For builders, WordPiece sits between character-level tokenization and full-word vocabularies. That makes it useful when you want a manageable vocabulary size, better handling of rare or morphologically rich words, and stable behavior across downstream tasks. BERT’s original paper made WordPiece popular in modern transformer pipelines, and later work focused on making WordPiece tokenization faster and easier to apply at scale. (arxiv.org)

Key aspects of WordPiece include:

Subword vocabulary: Words are split into reusable pieces instead of being treated as one token each.
Likelihood-driven selection: The vocabulary is chosen to improve how well the training data can be represented.
Greedy application: At inference time, tokenization typically uses longest-match-first segmentation.
Continuation markers: BERT-style tokenizers often mark non-initial pieces with ##.
Open-vocabulary coverage: Rare or unseen words can still be represented through smaller pieces.

Advantages of WordPiece

WordPiece is useful because it balances compactness and coverage. It helps teams build models that can handle more text without exploding the vocabulary size.

Handles rare words: Uncommon terms can be broken into meaningful pieces instead of becoming a single unknown token.
Keeps vocabularies manageable: Models can work with a smaller, more efficient token set.
Fits transformer workflows: It is a natural choice for BERT-style pretraining and fine-tuning pipelines.
Preserves useful patterns: Frequent stems, prefixes, and suffixes can be reused across many words.
Improves consistency: The same subword pieces appear across related terms, which can help representation learning.

Challenges in WordPiece

WordPiece is not always the best choice for every stack. The tradeoffs usually show up in language coverage, interpretability, and tokenizer design.

Boundary conventions: Continuation markers like ## can be awkward to read or debug manually.
Language fit: Some languages benefit from different segmentation strategies or language-specific tooling.
Tokenizer dependence: Model quality can be sensitive to how the vocabulary was built.
Nontrivial implementation: Training and applying WordPiece correctly takes care, especially at scale.
Less transparent than words: Subword outputs are efficient, but they are not always intuitive to humans.

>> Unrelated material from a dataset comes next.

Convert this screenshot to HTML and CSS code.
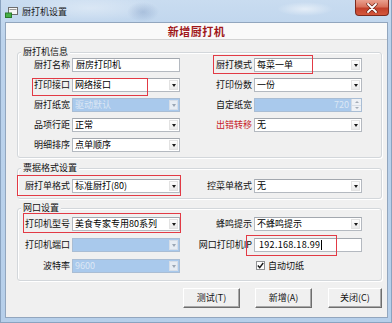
FILE: index.html
```html
<!DOCTYPE html>
<html lang="zh">
<head>
<meta charset="utf-8">
<title>厨打机设置</title>
<link rel="stylesheet" href="styles.css">
</head>
<body>
<div class="window">
  <div class="titlebar">
    <svg class="app-icon" width="14" height="12" viewBox="0 0 14 12">
      <rect x="3.5" y="1.5" width="9" height="7" fill="#f6f6f6" stroke="#6d6d6d"/>
      <rect x="4.5" y="3" width="7" height="1" fill="#9a9a9a"/>
      <rect x="0.5" y="7" width="6" height="4.5" fill="#46b046" stroke="#2c7a2c"/>
    </svg>
    <span class="title">厨打机设置</span>
    <span class="close">
      <svg width="12" height="10" viewBox="0 0 12 10">
        <path d="M2 1 L10 9 M10 1 L2 9" stroke="#6a2418" stroke-width="3.2" stroke-linecap="round"/>
        <path d="M2 1 L10 9 M10 1 L2 9" stroke="#ffffff" stroke-width="1.8" stroke-linecap="round"/>
      </svg>
    </span>
  </div>

  <div class="client">
    <div class="header">新增厨打机</div>
    <div class="body">
      <div class="group g1">
        <span class="group-label">厨打机信息</span>
        <div class="form rows20">
          <span class="lbl">厨打名称</span>
          <div class="field input">厨房打印机</div>
          <span class="lbl">厨打模式</span>
          <div class="field select"><span class="val">每菜一单</span><i class="arrow"></i></div>

          <span class="lbl">打印接口</span>
          <div class="field select"><span class="val">网络接口</span><i class="arrow"></i></div>
          <span class="lbl">打印份数</span>
          <div class="field select"><span class="val">一份</span><i class="arrow"></i></div>

          <span class="lbl">厨打纸宽</span>
          <div class="field select disabled"><span class="val">驱动默认</span><i class="arrow"></i></div>
          <span class="lbl">自定纸宽</span>
          <div class="field spin disabled"><span class="val num">720</span><span class="spinbtn"><i class="up"></i><i class="down"></i></span></div>

          <span class="lbl">品项行距</span>
          <div class="field select"><span class="val">正常</span><i class="arrow"></i></div>
          <span class="lbl red">出错转移</span>
          <div class="field select"><span class="val">无</span><i class="arrow"></i></div>

          <span class="lbl">明细排序</span>
          <div class="field select"><span class="val">点单顺序</span><i class="arrow"></i></div>
        </div>
      </div>

      <div class="group g2">
        <span class="group-label">票据格式设置</span>
        <div class="form rows20">
          <span class="lbl">厨打单格式</span>
          <div class="field select"><span class="val">标准厨打(80)</span><i class="arrow"></i></div>
          <span class="lbl">控菜单格式</span>
          <div class="field select"><span class="val">无</span><i class="arrow"></i></div>
        </div>
      </div>

      <div class="group g3">
        <span class="group-label">网口设置</span>
        <div class="form rows21">
          <span class="lbl">打印机型号</span>
          <div class="field select"><span class="val">美食专家专用80系列</span><i class="arrow"></i></div>
          <span class="lbl">蜂鸣提示</span>
          <div class="field select"><span class="val">不蜂鸣提示</span><i class="arrow"></i></div>

          <span class="lbl">打印机端口</span>
          <div class="field select disabled"><span class="val"></span><i class="arrow"></i></div>
          <span class="lbl">网口打印机IP</span>
          <div class="field input ip">192.168.18.99<i class="caret"></i></div>

          <span class="lbl">波特率</span>
          <div class="field select disabled"><span class="val">9600</span><i class="arrow"></i></div>
          <span class="lbl"></span>
          <label class="check"><span class="box"><svg width="7" height="7" viewBox="0 0 7 7"><path d="M0.8 3.6 L2.7 5.6 L6.2 1" fill="none" stroke="#1a1a1a" stroke-width="1.4"/></svg></span>自动切纸</label>
        </div>
      </div>

      <div class="buttons">
        <span class="btn b1">测试(T)</span>
        <span class="btn b2">新增(A)</span>
        <span class="btn b3">关闭(C)</span>
      </div>
    </div>
  </div>

  <div class="mark m1"></div>
  <div class="mark m2"></div>
  <div class="mark m3"></div>
  <div class="mark m4"></div>
  <div class="mark m5"></div>
</div>
</body>
</html>
```

FILE: styles.css
```css
html, body {
  margin: 0;
  padding: 0;
}

body {
  width: 392px;
  height: 323px;
  overflow: hidden;
}

.window {
  position: relative;
  width: 392px;
  height: 323px;
  overflow: hidden;
  font-family: "Noto Sans CJK SC", "Noto Sans", sans-serif;
  font-size: 9px;
  color: #000;
  background: linear-gradient(to bottom, #c9dcf0 0%, #bcd3ec 12%, #b6cfea 100%);
  box-shadow: inset 1px 0 0 #8aa3c0, inset -1px 0 0 #8aa3c0, inset 0 -1px 0 #8aa3c0;
}

/* title bar */
.titlebar {
  height: 22px;
  display: flex;
  align-items: center;
  padding-left: 5px;
  box-sizing: border-box;
  background:
    radial-gradient(ellipse 28px 7px at 305px 9px, rgba(255,255,255,0.55), rgba(255,255,255,0) 100%),
    radial-gradient(ellipse 16px 10px at 143px 12px, rgba(110,140,185,0.35), rgba(110,140,185,0) 100%),
    radial-gradient(ellipse 70px 14px at 90px 8px, rgba(255,255,255,0.35), rgba(255,255,255,0) 100%);
}

.app-icon {
  flex: none;
  margin-right: 3px;
  margin-top: 1px;
}

.title {
  color: #1b1b1b;
  line-height: 12px;
  margin-top: 1px;
}

.close {
  margin-left: auto;
  margin-right: 3px;
  align-self: flex-start;
  width: 34px;
  height: 16px;
  box-sizing: border-box;
  border: 1px solid #7d2a1d;
  border-top: none;
  border-radius: 0 0 4px 4px;
  background: linear-gradient(to bottom, #eaa08e 0%, #d9725c 45%, #c2402a 55%, #d4573c 100%);
  display: flex;
  align-items: center;
  justify-content: center;
}

/* client area */
.client {
  margin-left: 5px;
  width: 383px;
  height: 296px;
  box-sizing: border-box;
  border: 1px solid #92a6be;
  background: #f0f0f0;
  display: flex;
  flex-direction: column;
}

.header {
  height: 16px;
  line-height: 16px;
  text-align: center;
  font-size: 11px;
  font-weight: bold;
  color: #a0171a;
  background: #f9f9f9;
  border-bottom: 1px solid #d2d2d2;
  letter-spacing: 0.5px;
}

.body {
  padding: 0 5px 0 11px;
  display: flex;
  flex-direction: column;
}

/* group boxes */
.group {
  position: relative;
  width: 365px;
  box-sizing: border-box;
  border: 1px solid #d3d7db;
  border-radius: 3px;
  box-shadow: 1px 1px 0 #ffffff, inset 1px 1px 0 #ffffff;
}

.g1 { margin-top: 12px; padding: 2px 0 2px 0; }
.g2 { margin-top: 10px; padding: 7px 0 2px 0; }
.g3 { margin-top: 9px; padding: 4px 0 4px 0; }

.group-label {
  position: absolute;
  top: -7px;
  left: 3px;
  padding: 0 2px;
  line-height: 12px;
  background: #f0f0f0;
  color: #111;
}

.form {
  display: grid;
  grid-template-columns: 54px 108px 74px 108px;
  align-items: center;
}

.rows20 { grid-auto-rows: 20px; }
.rows21 { grid-auto-rows: 21px; }

.lbl {
  text-align: right;
  padding-right: 2px;
  line-height: 12px;
  white-space: nowrap;
  color: #111;
}

.lbl.red {
  color: #c8232a;
}

/* fields */
.field {
  height: 14px;
  box-sizing: border-box;
  border: 1px solid #b4b9c0;
  border-top-color: #a3a8af;
  background: #ffffff;
  display: flex;
  align-items: stretch;
  line-height: 12px;
  white-space: nowrap;
  overflow: hidden;
}

.input {
  padding-left: 3px;
}

.val {
  flex: 1;
  padding-left: 2px;
  overflow: hidden;
}

.val.num {
  text-align: right;
  padding-right: 2px;
}

.arrow {
  flex: none;
  width: 9px;
  margin: 1px 1px 1px 0;
  box-sizing: border-box;
  background: linear-gradient(to bottom, #fdfdfd, #e9e9e9);
  border: 1px solid #e2e2e2;
  display: flex;
  align-items: center;
  justify-content: center;
}

.arrow::after {
  content: "";
  width: 0;
  height: 0;
  border-left: 2px solid transparent;
  border-right: 2px solid transparent;
  border-top: 3px solid #1a1a1a;
  margin-top: 1px;
}

.disabled {
  background: #a9c9ec;
  border-color: #a9bdd4;
  color: #dce7f4;
}

.disabled .arrow {
  background: #e6ecf3;
  border-color: #d6dee8;
}

.disabled .arrow::after {
  border-top-color: #9aa6b4;
}

.spinbtn {
  flex: none;
  width: 9px;
  margin: 0 0 0 0;
  display: flex;
  flex-direction: column;
  background: #eef1f5;
  border-left: 1px solid #d3dbe4;
}

.spinbtn i {
  flex: 1;
  display: flex;
  align-items: center;
  justify-content: center;
}

.spinbtn .up {
  border-bottom: 1px solid #d8dee6;
}

.spinbtn .up::after {
  content: "";
  border-left: 2px solid transparent;
  border-right: 2px solid transparent;
  border-bottom: 2px solid #a3acb7;
}

.spinbtn .down::after {
  content: "";
  border-left: 2px solid transparent;
  border-right: 2px solid transparent;
  border-top: 2px solid #a3acb7;
}

.ip {
  padding-left: 4px;
  letter-spacing: 0.3px;
  align-items: center;
}

.caret {
  display: inline-block;
  width: 1px;
  height: 10px;
  background: #000;
  margin-left: 1px;
}

.check {
  display: flex;
  align-items: center;
  padding-left: 2px;
  line-height: 12px;
  color: #111;
}

.box {
  width: 9px;
  height: 9px;
  box-sizing: border-box;
  border: 1px solid #8f9193;
  background: #fdfdfd;
  margin-right: 3px;
  display: flex;
  align-items: center;
  justify-content: center;
}

/* buttons */
.buttons {
  display: flex;
  justify-content: flex-end;
  margin-top: 7px;
  padding-right: 0;
}

.btn {
  height: 20px;
  box-sizing: border-box;
  background: #f0f0f0;
  border-top: 1px solid #ffffff;
  border-left: 1px solid #ffffff;
  border-right: 1px solid #6e6e6e;
  border-bottom: 1px solid #6e6e6e;
  box-shadow: inset -1px -1px 0 #a8a8a8;
  display: flex;
  align-items: center;
  justify-content: center;
  line-height: 12px;
  color: #111;
}

.b1 { width: 57px; }
.b2 { width: 57px; margin-left: 15px; }
.b3 { width: 54px; margin-left: 16px; }

/* red annotation boxes drawn over the dialog */
.mark {
  position: absolute;
  box-sizing: border-box;
  border: 1px solid #e23a45;
  pointer-events: none;
}

.m1 { left: 213px; top: 55px; width: 100px; height: 19px; }
.m2 { left: 32px; top: 78px; width: 116px; height: 18px; }
.m3 { left: 17px; top: 175px; width: 164px; height: 21px; }
.m4 { left: 23px; top: 213px; width: 158px; height: 20px; }
.m5 { left: 246px; top: 235px; width: 91px; height: 21px; }
```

Example of WordPiece in Action

Scenario: A team is fine-tuning a BERT model for support ticket classification. Their data includes product names, technical terms, and lots of rare customer phrases.

Instead of forcing every uncommon string into a unique token, the WordPiece tokenizer breaks words into a mix of whole-word pieces and subwords. A technical term might stay intact if it is common enough, while a rare identifier might be split into smaller pieces that still carry useful signal. That lets the model generalize better across new tickets without needing a massive vocabulary.

In a PromptLayer workflow, the team can track prompt variants, compare outputs, and inspect how tokenization-related changes affect downstream behavior. That is especially helpful when prompt or eval results shift after a model or tokenizer change.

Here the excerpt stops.